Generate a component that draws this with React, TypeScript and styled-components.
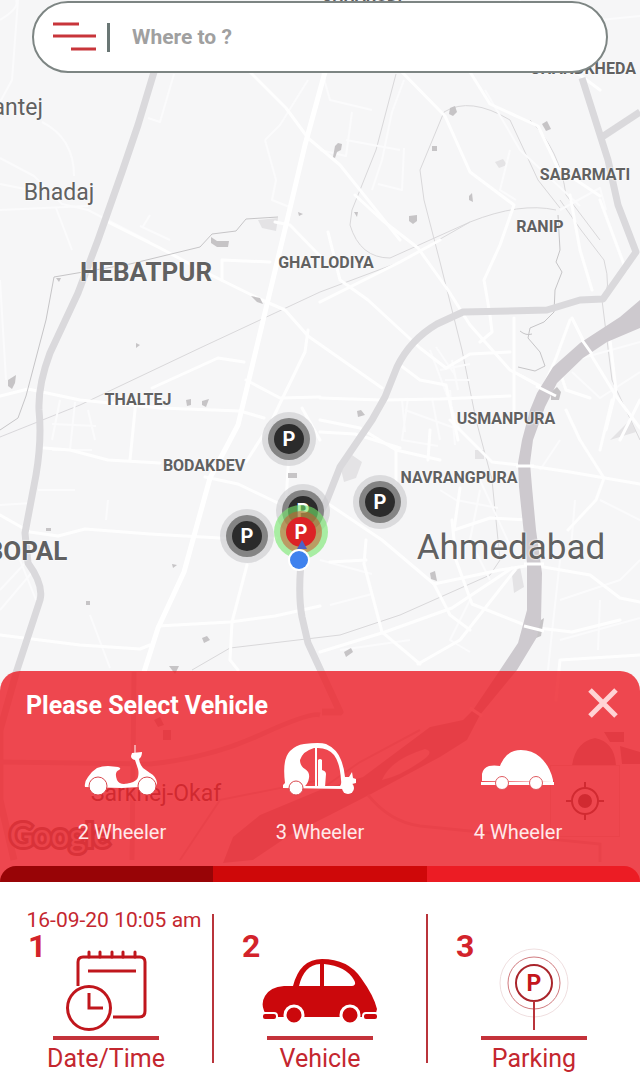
import React, { useState } from "react";
import styled, { createGlobalStyle, css } from "styled-components";

const GlobalStyle = createGlobalStyle`
  * { box-sizing: border-box; }
  body { margin: 0; background: #fff; font-family: Roboto, "Liberation Sans", sans-serif; }
  button, input { font: inherit; color: inherit; }
  button { background: none; border: 0; padding: 0; margin: 0; cursor: pointer; }
`;

const Page = styled.div`
  min-height: 100vh;
  display: flex;
  flex-direction: column;
`;

const MapArea = styled.main`
  position: relative;
  flex: 1;
  display: flex;
  flex-direction: column;
  justify-content: space-between;
  gap: 240px;
  overflow: hidden;
  background: #f6f6f7;
`;

/* Free canvas: the map scales as one piece, labels and pins sit at map coordinates. */
const MapCanvas = styled.div`
  position: absolute;
  top: 0;
  left: 50%;
  transform: translateX(-50%);
  min-width: 100%;
  min-height: 100%;
  aspect-ratio: 640 / 882;
  svg.roads { position: absolute; inset: 0; width: 100%; height: 100%; }
`;

const onMap = css<{ $x: number; $y: number }>`
  position: absolute;
  left: ${(p) => (p.$x / 640) * 100}%;
  top: ${(p) => (p.$y / 882) * 100}%;
  transform: translate(-50%, -50%);
`;

const Place = styled.span<{ $x: number; $y: number; $size: number; $weight: number }>`
  ${onMap}
  font-size: ${(p) => p.$size}px;
  font-weight: ${(p) => p.$weight};
  line-height: 1;
  color: #616161;
  white-space: nowrap;
  text-shadow: 0 0 2px #fff, 0 0 2px #fff;
`;

const Watermark = styled.span<{ $x: number; $y: number }>`
  ${onMap}
  font: 400 32px/1 Lato, sans-serif;
  color: #e0e0e0;
  -webkit-text-stroke: 6px #8a8a8a;
  paint-order: stroke fill;
`;

const Pin = styled.button<{ $x: number; $y: number; $active?: boolean }>`
  ${onMap}
  width: 54px;
  height: 54px;
  border-radius: 50%;
  display: grid;
  place-items: center;
  background: ${(p) => (p.$active ? "rgba(116, 232, 106, .6)" : "rgba(205, 205, 207, .65)")};
`;

const PinRing = styled.span<{ $active?: boolean }>`
  width: 42px;
  height: 42px;
  border-radius: 50%;
  display: grid;
  place-items: center;
  background: ${(p) => (p.$active ? "rgba(200, 90, 50, .55)" : "#848484")};
`;

const PinCore = styled.span<{ $active?: boolean }>`
  width: 30px;
  height: 30px;
  border-radius: 50%;
  display: grid;
  place-items: center;
  background: ${(p) => (p.$active ? "#dc2226" : "#2b2b2b")};
  color: #fff;
  font: 700 20px/30px "Liberation Sans Narrow", Roboto, sans-serif;
`;

const Locate = styled.button<{ $x: number; $y: number }>`
  ${onMap}
  width: 70px;
  height: 72px;
  display: grid;
  place-items: center;
  border: 1px solid #dedede;
  color: #666;
`;

const Position = styled.span<{ $x: number; $y: number }>`
  ${onMap}
  width: 24px;
  height: 44px;
`;

const SearchBar = styled.form`
  position: relative;
  height: 72px;
  margin: 1px 32px 0;
  padding: 0 24px 0 19px;
  display: flex;
  align-items: center;
  background: #fff;
  border: 2px solid #7d8583;
  border-radius: 36px;
`;

const MenuButton = styled.button`
  width: 44px;
  height: 44px;
  display: grid;
  place-items: center;
`;

const SearchDivider = styled.span`
  width: 3px;
  height: 29px;
  margin-left: 10px;
  background: #6a7775;
`;

const SearchInput = styled.input`
  flex: 1;
  min-width: 0;
  height: 44px;
  margin-left: 22px;
  padding: 0;
  border: 0;
  outline: 0;
  background: none;
  font-size: 21px;
  font-weight: 700;
  &::placeholder { color: #a0a0a0; opacity: 1; }
`;

const Sheet = styled.section`
  position: relative;
  background: rgba(236, 28, 36, 0.8);
  border-radius: 20px 20px 0 0;
  color: #fff;
`;

const SheetHeader = styled.header`
  display: flex;
  align-items: flex-start;
  justify-content: space-between;
  height: 38px;
  margin: 16px 21px 16px 26px;
`;

const SheetTitle = styled.h2`
  margin: 0;
  font-size: 25px;
  font-weight: 700;
  line-height: 38px;
`;

const CloseButton = styled.button`
  width: 32px;
  height: 32px;
  color: #ffd3d5;
  svg { display: block; }
`;

const VehicleList = styled.div`
  display: grid;
  grid-template-columns: repeat(3, 1fr);
  padding: 0 23px 22px;
`;

const VehicleButton = styled.button`
  display: flex;
  flex-direction: column;
  align-items: center;
  gap: 23px;
  font-size: 20px;
  line-height: 24px;
  color: #ffe9ea;
`;

const ProgressBar = styled.div`
  display: grid;
  grid-template-columns: repeat(3, 1fr);
  height: 16px;
  border-radius: 16px 16px 0 0;
  overflow: hidden;
`;

const ProgressPart = styled.span<{ $color: string }>`
  background: ${(p) => p.$color};
`;

const Steps = styled.nav`
  display: grid;
  grid-template-columns: 1fr 2px 1fr 2px 1fr;
  padding: 24px 0 16px;
  background: #fff;
  color: #c4272f;
`;

const StepDivider = styled.span`
  margin: 8px 0 13px;
  background: #b9343b;
`;

const StepButton = styled.button`
  display: flex;
  flex-direction: column;
  align-items: center;
`;

const StepWhen = styled.time`
  height: 26px;
  padding-left: 16px;
  font-size: 21px;
  line-height: 28px;
  white-space: nowrap;
`;

const StepBody = styled.span`
  width: 100%;
  height: 104px;
  display: grid;
  > * { grid-area: 1 / 1; }
  > svg { place-self: end center; }
`;

const StepNumber = styled.span`
  place-self: start;
  padding-left: 28px;
  font-size: 32px;
  font-weight: 700;
  line-height: 28px;
  color: #d3232b;
`;

const StepRule = styled.span`
  width: 106px;
  height: 4px;
  background: #c4323a;
`;

const StepLabel = styled.span`
  font-size: 25px;
  line-height: 38px;
  height: 36px;
`;

const localRoads = [
  "M0 20 Q20 8 16 0", "M42 122 Q74 138 74 176", "M0 158 L34 176 L62 204 L88 210 L150 242", "M0 184 L40 192 M0 210 L88 206",
  "M56 208 L72 250", "M0 102 L12 80 L18 0", "M110 60 L82 18", "M174 74 L160 122 L148 118",
  "M322 72 L330 100 L372 110 M352 112 L346 156 L320 150 M346 140 L400 150 M404 80 L392 112 L382 160 L372 190",
  "M265 140 L280 125 L308 80 M265 140 L276 180 L272 200 L292 208", "M378 184 L402 190 L404 148",
  "M0 280 L6 380 M60 400 L52 440 M75 402 L70 450 M95 440 L88 410 M52 424 L96 426 M52 450 L92 450 M38 490 L75 490 M108 500 L106 520",
  "M0 505 L32 503 M0 590 L28 560 M0 610 L34 570 M12 540 L36 600 M90 615 L110 668", "M140 226 L170 240 M142 228 L150 215",
  "M402 400 L405 432 M432 398 L440 440 M450 390 L455 445 M405 410 L460 430 M408 398 L402 440 L438 446",
  "M440 370 L470 364 M445 380 L470 380 M458 390 L452 360 M430 350 L460 430 M436 347 L455 375",
  "M480 490 L470 540 L490 580 M440 490 L456 500 L498 508 M480 480 L512 550", "M560 440 L540 470 M575 500 L570 560 M600 500 L640 520",
  "M560 560 L552 632 L548 670 M560 600 L620 580 L640 560 M600 600 L598 650 M560 640 L640 618",
  "M320 560 L372 574 M330 605 L372 594 M340 650 L410 640 M470 600 L450 640 L470 652", "M575 360 L640 342 M572 372 L600 398 L640 372",
  "M485 90 L520 150 L580 206 M510 150 L500 190 L516 200", "M600 20 L640 16 M520 0 L520 20 M560 210 L600 188 L606 210",
];

const mainRoads = [
  "M250 72 L286 108 L308 138 L340 165 L372 205 L400 240",
  "M108 222 L160 248 L205 272 L262 300 L285 310 L308 336 L382 388",
  "M395 65 L445 116 L470 172 L514 205 L500 245 L484 280 L490 315 L492 332 L480 342",
  "M355 195 L382 220 L418 248 L448 290 L470 325 L510 370 L548 390",
  "M470 72 L490 104 L538 126 L558 168 L600 196",
  "M0 396 L28 389 L80 400 L160 408 L240 411 L264 418",
  "M0 515 L30 532 L58 536 L85 529 L150 534 L220 538 L276 538",
  "M44 448 L70 450 L108 460 L160 463", "M205 477 L238 484 L280 504", "M158 626 L230 622 L275 616 L320 606",
  "M0 635 L80 645 L140 649 L150 645", "M247 565 L232 622 L230 660 L238 670",
  "M320 398 L382 400 L440 399 L510 396", "M320 432 L355 434 L400 448", "M514 318 L514 420",
  "M246 380 L280 398 L320 397", "M308 330 L305 352 L270 424 L246 462", "M136 400 L130 460 M152 388 L218 358 L244 362",
  "M222 260 L222 280 M222 260 L270 262", "M275 222 L290 225 L320 256",
  "M328 232 L340 280 L368 300 L420 348 L446 368 L470 354 L510 352",
  "M320 302 L400 262 L440 240", "M400 365 L420 380 L446 385 L458 440",
  "M330 505 L382 540 L434 584 L500 570 L532 565 L590 575 L620 598 L640 602",
  "M450 420 L492 462 L530 466 L570 472 L640 484", "M566 410 L580 440 L604 478 L596 500 L568 530",
  "M572 318 L588 350 L616 396 L640 428", "M570 320 L556 358 L540 395 L524 440", "M514 372 L550 392",
  "M366 560 L330 562 M366 540 L364 564 L382 632 L420 664", "M320 652 L385 632 L452 608 L512 568",
  "M434 584 L450 615 L470 630", "M452 520 L456 560 L472 604 L530 627 L572 632 L620 620",
  "M418 664 L460 640 L515 570", "M525 628 L510 670", "M460 488 L454 530 L490 518 L530 520",
  "M396 450 L396 482 M430 430 L428 460", "M320 420 L360 428 L396 450 L440 460",
  "M590 398 L566 390 L560 372 M612 400 L600 450", "M620 440 L640 400 M610 340 L616 390 L606 430",
  "M570 195 L580 250 L592 290", "M600 200 L626 270", "M290 440 L286 500", "M302 408 L320 440",
  "M576 72 L600 90 M556 700 L560 660 L640 655",
];

const railways = [
  "M396 74 L376 150 L352 210 L350 225 Q360 258 390 258 L470 222 Q520 202 556 210",
  "M0 437 L80 405 L200 348 L320 292 L400 262 L470 222",
  "M424 200 L440 262 L462 350 L476 420 L492 480 L500 560 L490 575 L400 615 L340 635 L230 648 L192 670",
  "M424 200 L420 170 L444 112 Q470 96 510 120 L538 180 L560 208",
  "M560 200 Q580 230 604 260 Q612 290 602 300 L612 380 L640 440",
  "M530 120 Q560 150 566 195 L600 240",
];

const streams = [
  "M0 430 L18 418 L26 396 L46 320 L54 277 L130 264 L200 247 L212 234 L236 231 L246 219 L278 217",
  "M558 215 L560 250 L556 262 L562 272 L555 290 L554 312 L544 322 L530 328 L528 338 L540 352 L545 366 L535 371 L518 367",
  "M520 331 Q526 336 532 334",
];

const patches = [
  "M450 108 l5 -2 2 6 -4 4 -4 -2z", "M542 124 l5 -3 4 8 -5 2z", "M335 146 l3 -3 4 1 -1 6 -4 2 -2 6 -2 -1z", "M432 146 h5 v5 h-5z",
  "M469 196 l3 -3 1 9 -4 -2z", "M409 216 l8 -1 0 6 -4 3 -4 -3z", "M354 212 h4 l-1 5z", "M298 212 l5 2 -4 2z",
  "M211 237 l6 4 12 0 -1 6 -11 0 -6 -4z", "M56 278 h5 l-2 4z", "M136 343 l4 2 -4 3z", "M8 380 l8 -5 -1 8 -3 6 -4 -3z",
  "M186 400 l5 -1 0 6 -4 1z", "M202 401 l7 -2 -3 8 -4 -2z", "M251 296 l9 2 3 6 -6 -2z", "M357 411 l4 -1 4 5 -7 2z",
  "M288 473 h9 v5 h-9z", "M46 528 h5 v3 h-5z", "M86 601 h4 v4 h-4z", "M172 564 l5 1 -4 3z", "M202 638 l5 -2 3 4 -6 3z",
  "M169 666 h10 l-4 8z", "M344 652 l7 -4 2 4 -7 5z", "M551 392 l6 -5 4 5 -2 8 -8 0z", "M430 573 l5 -2 2 10 -6 -2z",
  "M538 622 l6 -4 -3 18 -5 2z", "M154 720 l6 -3 4 8 -6 2z M163 730 h8 v10 h-8z",
];

const highways = [
  "M154 72 L138 125 L122 172 L98 240 L78 293 L50 353 Q38 385 39 410 Q42 440 36 475 L25 533 L28 563 Q44 585 40 600 L17 670 L0 730 V800 L14 860",
  "M582 78 L608 160 L618 205 L636 252 L603 299 L580 300 L547 310 L463 312 L437 324 Q410 340 397 367 L385 397 L372 420 L340 467 L327 500 L303 545 Q297 590 302 617 L308 643 L340 712 L322 712",
  "M602 137 L640 112",
];

const RoadMap = () => (
  <svg className="roads" viewBox="0 0 640 882" fill="none" aria-hidden="true">
    <rect width="640" height="882" fill="#f6f6f7" />
    <path d="M258 220 L278 218 276 231 262 228z M340 465 L352 455 362 462 356 478 344 482z M495 162 l8 -3 4 6 -8 3z M475 450 h9 v9 h-9z M512 575 l8 -8 4 20 -10 6z M610 440 l20 -20 6 12z" fill="#e4e3e5" />
    <g stroke="#d9d8da" strokeWidth="1">
      {railways.map((d) => <path key={d} d={d} />)}
    </g>
    <g stroke="#fbfbfc" strokeWidth="2" strokeLinejoin="round">
      {localRoads.map((d) => <path key={d} d={d} />)}
    </g>
    <g stroke="#fefefe" strokeWidth="3" strokeLinejoin="round" strokeLinecap="round">
      {mainRoads.map((d) => <path key={d} d={d} />)}
    </g>
    <path d="M325 72 L305 145 L286 225 L262 325 L238 425 L210 478 L184 572 L158 628 L144 672" stroke="#fff" strokeWidth="5" strokeLinejoin="round" />
    <g stroke="#c6c5c7" strokeWidth="1">
      {streams.map((d) => <path key={d} d={d} />)}
    </g>
    <g fill="#c6c4c6">
      {patches.map((d) => <path key={d} d={d} />)}
    </g>
    <g stroke="#dad9dc" strokeWidth="7" strokeLinejoin="round">
      {highways.map((d) => <path key={d} d={d} />)}
    </g>
    <path
      d="M640 300 L620 317 580 343 553 367 537 393 530 410 522 440 518 463 519 487 527 563 527 610 518 643 500 670 473 710 463 720 430 727 363 777 320 790 260 815 233 837 223 863 253 860 290 835 330 815 373 793 440 757 467 740 480 715 517 670 537 637 541 620 542 573 536 530 532 487 530 463 533 440 545 407 557 383 583 358 607 342 640 328z"
      fill="#cdc9ce"
    />
    <path d="M382 780 Q390 760 425 749 Q436 752 420 762 Q400 776 382 780z" fill="#f3f2f4" />
    <g stroke="#fff" strokeWidth="3">
      <path d="M582 340 L592 354 M536 386 L556 396 M516 466 H534 M524 564 H544 M524 626 L544 631 M470 708 L482 716" />
    </g>
    <g stroke="#dcdbde" strokeWidth="5">
      <path d="M0 762 L150 764 Q210 758 260 735 T320 715 M134 672 L132 860" />
      <path d="M368 795 Q390 822 420 826 L600 844 V862" strokeWidth="3" />
      <path d="M320 790 L360 762 L420 730 M180 860 L220 800 L320 780" strokeWidth="2" />
    </g>
    <path d="M572 766 Q575 742 595 738 Q615 742 616 766z M604 732 h20 v10 h-14z M620 746 l20 6 v12 h-18z" fill="#bdbabd" />
  </svg>
);

const places: [string, number, number, number, number][] = [
  ["CHHARODI", 362, -4, 16, 700],
  ["CHANDKHEDA", 583, 69, 16, 700],
  ["Santej", 11, 107, 23, 400],
  ["Bhadaj", 59, 192, 23, 400],
  ["HEBATPUR", 146, 272, 26, 700],
  ["GHATLODIYA", 326, 263, 16, 700],
  ["SABARMATI", 585, 175, 16, 700],
  ["RANIP", 540, 227, 16, 700],
  ["THALTEJ", 138, 400, 16, 700],
  ["BODAKDEV", 204, 466, 16, 700],
  ["USMANPURA", 506, 419, 16, 700],
  ["NAVRANGPURA", 459, 478, 16, 700],
  ["BOPAL", 27, 551, 26, 700],
  ["Ahmedabad", 511, 547, 35, 400],
  ["Sarkhej-Okaf", 156, 793, 23, 400],
];

const parkings: [number, number, boolean][] = [
  [289, 439, false],
  [303, 511, false],
  [247, 536, false],
  [380, 502, false],
  [301, 532, true],
];

const ScooterIcon = () => (
  <svg width="80" height="56" viewBox="0 0 80 56" fill="none" aria-hidden="true">
    <path d="M3 46 Q2 41 6 36 Q10 30 15 27 Q20 25 26 25 L36 26 Q40 27 37 29 Q32 31 35 39 Q37 43 42 43 L48 42 Q55 40 56 36 Q57 32 56 28 L53 19 Q49 18 49 15 L50 12 L60 11 Q60 16 57 18 Q58 24 61 27 L68 32 Q74 35 75 42 L74 45 L40 47z" fill="#fff" />
    <path d="M53 12 V4" stroke="#fff" strokeWidth="1" />
    <g fill="#fff" stroke="#d9484e" strokeWidth="1">
      <circle cx="16" cy="45" r="9" /><circle cx="65" cy="45" r="9" />
    </g>
  </svg>
);

const RickshawIcon = () => (
  <svg width="80" height="56" viewBox="0 0 80 56" fill="none" aria-hidden="true">
    <path fillRule="evenodd" d="M3 47 V44 L5 42 Q2 18 10 10 Q16 4 24 3 Q40 1 46 3 Q57 8 61 19 Q64 26 65 36 L69 36 L72 31 L73 37 L76 38 V42 L72 43 L66 48z M34 7 Q23 10 20 19 Q20 25 25 28 Q30 31 29 37 Q28 43 24 46 H58 Q62 45 61 39 Q60 22 54 14 Q48 7 38 7z" fill="#fff" />
    <path d="M36 4 V46" stroke="#fff" strokeWidth="2" />
    <path d="M38 46 V19 Q40 17 42 19 L42 29 Q46 30 46 33 L45 46z" fill="#fff" />
    <path d="M24 46 H64" stroke="#fff" strokeWidth="2" />
    <circle cx="16" cy="47" r="7" fill="#fff" stroke="#d9484e" strokeWidth="1" />
    <circle cx="68" cy="47" r="6" fill="#fff" />
  </svg>
);

const CarIcon = () => (
  <svg width="80" height="56" viewBox="0 0 80 56" fill="none" aria-hidden="true">
    <path d="M4 40 V33 Q5 27 11 25 Q16 24 22 25 Q24 19 29 14 Q35 9 43 9 Q54 9 62 16 Q72 25 75 39 V41z M3 41 H76 V44 H3z" fill="#fff" />
    <g fill="#fff" stroke="#df5a60" strokeWidth="1">
      <circle cx="24" cy="42" r="6.500" /><circle cx="58" cy="42" r="6.500" />
    </g>
  </svg>
);

const CalendarClockIcon = () => (
  <svg width="82" height="88" viewBox="0 0 82 88" fill="none" stroke="#c0161c" strokeWidth="3" aria-hidden="true">
    <path d="M13 38 V14 Q13 9 18 9 H75 Q80 9 80 14 V63 Q80 69 74 69 H48" />
    <path d="M24 4 V9 M35 4 V9 M47 4 V9 M58 4 V9 M70 4 V9" strokeLinecap="round" />
    <path d="M23 23 H71" />
    <circle cx="24" cy="60" r="21.500" />
    <path d="M24 45 V60 H38" />
  </svg>
);

const RedCarIcon = () => (
  <svg width="116" height="88" viewBox="0 0 116 88" fill="none" aria-hidden="true">
    <path fillRule="evenodd" d="M6 69 Q-3 58 3 48 Q8 39 22 38 L31 38 Q38 11 60 11 Q86 11 99 30 Q112 48 115 61 L113 69 H6z M37 38 H58 V16 Q42 17 37 38z M62 38 H90 Q95 37 92 32 Q84 18 62 16z" fill="#cb080c" />
    <g fill="#cb080c" stroke="#fff" strokeWidth="3">
      <circle cx="32" cy="67" r="9" /><circle cx="88" cy="67" r="9" />
      <rect x="0" y="65" width="15" height="7" rx="3" strokeWidth="2" />
      <rect x="101" y="65" width="15" height="7" rx="3" strokeWidth="2" />
    </g>
  </svg>
);

const ParkingMark = styled.text`
  font: 700 23px "Liberation Sans Narrow", Roboto, sans-serif;
  fill: #c4161c;
`;

const ParkingIcon = () => (
  <svg width="72" height="88" viewBox="0 0 72 88" fill="none" aria-hidden="true">
    <circle cx="36" cy="35" r="34" stroke="#f0dfe0" />
    <circle cx="36" cy="35" r="26" stroke="#d07a7e" />
    <circle cx="36" cy="35" r="18" stroke="#a9252b" strokeWidth="2" />
    <path d="M36 53 V82" stroke="#b9343b" strokeWidth="2" />
    <ParkingMark x="36" y="43" textAnchor="middle">P</ParkingMark>
  </svg>
);

const vehicles = [
  { name: "2 Wheeler", Icon: ScooterIcon },
  { name: "3 Wheeler", Icon: RickshawIcon },
  { name: "4 Wheeler", Icon: CarIcon },
];

const steps = [
  { label: "Date/Time", when: "16-09-20 10:05 am", Icon: CalendarClockIcon },
  { label: "Vehicle", when: "", Icon: RedCarIcon },
  { label: "Parking", when: "", Icon: ParkingIcon },
];

export default function App() {
  const [query, setQuery] = useState("");
  return (
    <>
      <GlobalStyle />
      <Page>
        <MapArea>
          <MapCanvas>
            <RoadMap />
            {places.map(([name, x, y, size, weight]) => (
              <Place key={name} $x={x} $y={y} $size={size} $weight={weight}>{name}</Place>
            ))}
            <Watermark $x={60} $y={835}>Google</Watermark>
            <Locate type="button" aria-label="My location" $x={585} $y={801}>
              <svg width="38" height="38" viewBox="0 0 38 38" fill="none" stroke="currentColor" strokeWidth="2">
                <circle cx="19" cy="19" r="13" /><circle cx="19" cy="19" r="6" fill="currentColor" />
                <path d="M19 0 V6 M19 32 V38 M0 19 H6 M32 19 H38" />
              </svg>
            </Locate>
            {parkings.map(([x, y, active]) => (
              <Pin key={`${x}-${y}`} type="button" aria-label="Parking" $x={x} $y={y} $active={active}>
                <PinRing $active={active}><PinCore $active={active}>P</PinCore></PinRing>
              </Pin>
            ))}
            <Position $x={299} $y={550}>
              <svg width="24" height="44" viewBox="0 0 24 44" aria-hidden="true">
                <path d="M15 12 L20 21 H10z" fill="#4a62c8" />
                <circle cx="12" cy="32" r="11" fill="#fff" />
                <circle cx="12" cy="32" r="9" fill="#3f82ee" />
              </svg>
            </Position>
          </MapCanvas>

          <SearchBar role="search" onSubmit={(e) => e.preventDefault()}>
            <MenuButton type="button" aria-label="Menu">
              <svg width="44" height="30" viewBox="0 0 44 30" stroke="#c8353a" strokeWidth="3">
                <path d="M0 2 H26 M0 14 H43 M18 27 H43" />
              </svg>
            </MenuButton>
            <SearchDivider />
            <SearchInput
              type="text"
              aria-label="Destination"
              placeholder="Where to ?"
              value={query}
              onChange={(e) => setQuery(e.target.value)}
            />
          </SearchBar>

          <Sheet>
            <SheetHeader>
              <SheetTitle>Please Select Vehicle</SheetTitle>
              <CloseButton type="button" aria-label="Close">
                <svg width="32" height="32" viewBox="0 0 32 32" stroke="currentColor" strokeWidth="5">
                  <path d="M3 3 L29 29 M29 3 L3 29" />
                </svg>
              </CloseButton>
            </SheetHeader>
            <VehicleList>
              {vehicles.map(({ name, Icon }) => (
                <VehicleButton key={name} type="button"><Icon />{name}</VehicleButton>
              ))}
            </VehicleList>
            <ProgressBar>
              <ProgressPart $color="#980406" />
              <ProgressPart $color="#cf0809" />
              <ProgressPart $color="#ec1c24" />
            </ProgressBar>
          </Sheet>
        </MapArea>

        <Steps aria-label="Booking steps">
          {steps.map(({ label, when, Icon }, i) => (
            <React.Fragment key={label}>
              {i > 0 && <StepDivider />}
              <StepButton type="button">
                <StepWhen>{when}</StepWhen>
                <StepBody>
                  <StepNumber>{i + 1}</StepNumber>
                  <Icon />
                </StepBody>
                <StepRule />
                <StepLabel>{label}</StepLabel>
              </StepButton>
            </React.Fragment>
          ))}
        </Steps>
      </Page>
    </>
  );
}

• Written instruction:
List every line above containing the word "components".

• The result:
Generate a component that draws this with React, TypeScript and styled-components.
import styled, { createGlobalStyle, css } from "styled-components";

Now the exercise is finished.